JuliaDatabases / LibPQ.jl

A Julia wrapper for libpq
MIT License
216 stars 51 forks source link

Problems with connection timeouts and multihreadding #247

Open agcmoser opened 2 years ago

agcmoser commented 2 years ago

Hello,

I have a code where I write data into a Postgres db (using LibPQ.jl) which runs in parallel task. I had general issues with multithreading but hose could be solved, see https://discourse.julialang.org/t/no-real-multithreading-possible/77920.

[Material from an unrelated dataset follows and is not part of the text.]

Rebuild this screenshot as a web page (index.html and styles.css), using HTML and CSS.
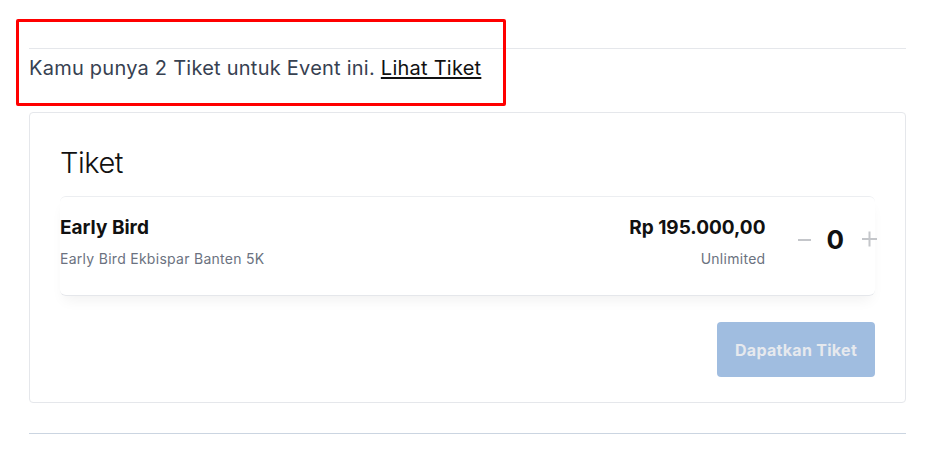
FILE: index.html
```html
<!DOCTYPE html>
<html lang="en">
<head>
    <meta charset="UTF-8">
    <meta name="viewport" content="width=device-width, initial-scale=1.0">
    <title>Tiket Event</title>
    <link rel="stylesheet" href="styles.css">
</head>
<body>
    <div class="page">
        <div class="owned">
            <p class="owned-text">Kamu punya 2 Tiket untuk Event ini. <a href="#" class="owned-link">Lihat Tiket</a></p>
            <div class="highlight"></div>
        </div>

        <div class="ticket-card">
            <h2 class="ticket-title">Tiket</h2>

            <div class="ticket-item">
                <div class="ticket-info">
                    <div class="ticket-name">Early Bird</div>
                    <div class="ticket-desc">Early Bird Ekbispar Banten 5K</div>
                </div>
                <div class="ticket-price">
                    <div class="price">Rp 195.000,00</div>
                    <div class="quota">Unlimited</div>
                </div>
                <div class="counter">
                    <button class="counter-btn minus" aria-label="Kurangi">
                        <svg width="13" height="30" viewBox="0 0 13 30"><path d="M0 15h13" stroke="currentColor" stroke-width="2"/></svg>
                    </button>
                    <span class="counter-value">0</span>
                    <button class="counter-btn plus" aria-label="Tambah">
                        <svg width="15" height="30" viewBox="0 0 15 30"><path d="M0 14h15M7.5 6.5v15" stroke="currentColor" stroke-width="2"/></svg>
                    </button>
                </div>
            </div>

            <div class="actions">
                <button class="buy-btn" disabled>Dapatkan Tiket</button>
            </div>
        </div>

        <div class="divider"></div>
    </div>
</body>
</html>
```

FILE: styles.css
```css
body {
    margin: 0;
    font-family: Inter, "Noto Sans", sans-serif;
    background-color: #fff;
    color: #111;
}
.page {
    width: 877px;
    margin-left: 29px;
    padding-top: 48px;
}
.owned {
    position: relative;
    border-top: 1px solid #e5e7eb;
    padding-top: 5px;
    margin-bottom: 30px;
}
.owned-text {
    margin: 0;
    font-size: 20px;
    line-height: 28px;
    letter-spacing: 0.24px;
    color: #374151;
}
.owned-link {
    color: #111;
    text-decoration: underline;
    text-underline-offset: 2px;
}
.highlight {
    position: absolute;
    left: -13px;
    top: -30px;
    width: 484px;
    height: 81px;
    border: 3px solid #ff0000;
    border-radius: 2px;
}
.ticket-card {
    border: 1px solid #e5e7eb;
    border-radius: 4px;
    padding: 32px 30px 25px 30px;
}
.ticket-title {
    margin: 0 0 15px 0;
    font-size: 29px;
    line-height: 36px;
    font-weight: 300;
    letter-spacing: -0.5px;
    color: #111;
}
.ticket-item {
    display: flex;
    align-items: flex-start;
    border-top: 1px solid #eceef1;
    border-bottom: 1px solid #e5e7eb;
    border-radius: 6px;
    box-shadow: 0 8px 14px -4px rgba(0, 0, 0, 0.06);
    padding: 19px 0 26px 0;
}
.ticket-info {
    flex: 1;
}
.ticket-name, .price {
    font-size: 19px;
    line-height: 24px;
    font-weight: 700;
    color: #111;
}
.ticket-desc, .quota {
    margin-top: 9px;
    font-size: 14px;
    line-height: 20px;
    letter-spacing: 0.28px;
    color: #6b7280;
}
.ticket-price {
    text-align: right;
}
.counter {
    display: flex;
    align-items: center;
    margin: 9px -2px 0 33px;
}
.counter-btn {
    display: flex;
    background: none;
    border: none;
    padding: 0;
    color: #c4c6ca;
    cursor: pointer;
}
.counter-value {
    margin: 0 18px 0 15px;
    font-size: 26px;
    line-height: 30px;
    font-weight: 700;
    color: #111;
}
.actions {
    display: flex;
    justify-content: flex-end;
    margin-top: 26px;
}
.buy-btn {
    width: 158px;
    height: 55px;
    background-color: #a0bde0;
    border: none;
    border-radius: 4px;
    font-family: inherit;
    font-size: 16px;
    font-weight: 700;
    letter-spacing: 0.3px;
    color: #e6e9ee;
}
.divider {
    margin-top: 30px;
    border-top: 1px solid #cbd5e1;
}
```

Now I can observe that if there is a connection timeout to my Postgres-db make a libpq call taking longer, the thread calling libpq library is blocking all other threads. I am wondering if multithreading is only working correctly with pure julia code or if this is an issue with LibPQ

Any hint is welcome. TIA, agcm

iamed2 commented 2 years ago

There are a number of things that can cause blocking; a traceback from an interrupt when the blocking is happening would be useful to narrow it down. I'm also not sure how I would tell the difference between a blocking C library call and monopolizing a thread (which sounds like it can happen from the linked discussions?), without instrumenting LibPQ (which you could try on your machine).

One thing is if you're using a hostname, then DNS lookups can block: https://www.postgresql.org/docs/10/libpq-connect.html#LIBPQ-PARAMKEYWORDS

I'm afraid I haven't kept up with multithreading in Julia so I'm not sure if there's a difference between running on the "main thread" or another thread, and I don't know whether async code can monopolize a thread or something. I can say that, as is, LibPQ.jl connections should yield as appropriate while connecting as long as the restrictions are met and the standard library's poll_fd yields properly.

agcmoser commented 2 years ago

@iamed2: Thanks for the fast reply and especially for the hint with the DNS lookup because: we actually use two different Postgres Servers: one, which is accessible via the internet using and DNS and one accessible via a VPN extranet and its VPN IP. The one access via VPN and its IP so fare never had the described problem. The DNS one does. The two servers are not the same one and hosted by different provides (most probably also not the same version of Postgres server application) so we first though it be rather an issue of the different servers and not the DNS lookup. I will try accessing the DNS based server using its IP to verify that it is actually that ... but it seems like so.

iamed2 commented 2 years ago

To deal with this you can perform the DNS lookup in advance and cache it using the stdlib:

julia> using Sockets  # stdlib

julia> getalladdrinfo("google.com")  # all IPs, useful to handle failover
2-element Vector{IPAddr}:
 ip"142.250.191.110"
 ip"2607:f8b0:4009:817::200e"

julia> getaddrinfo("google.com")  # first IP
ip"142.250.191.110"

Then pass that as hostaddr instead of host in the DSN.

agcmoser commented 2 years ago

@iamed2: Good idea. I will incorporate that in my code and give feedback once it's active again and runs without errors (or if the error still exists)

agcmoser commented 2 years ago

I think I still have the same issue, also when using the hostaddr instead of the host. I rather think it's a timeout problem. In the documentation here I saw that the default value of the connection parameter connect_timeout means wait indefinitely ... I have now set connect_timeout=10 in the LibPQ connection string and will evaluate if things are better now.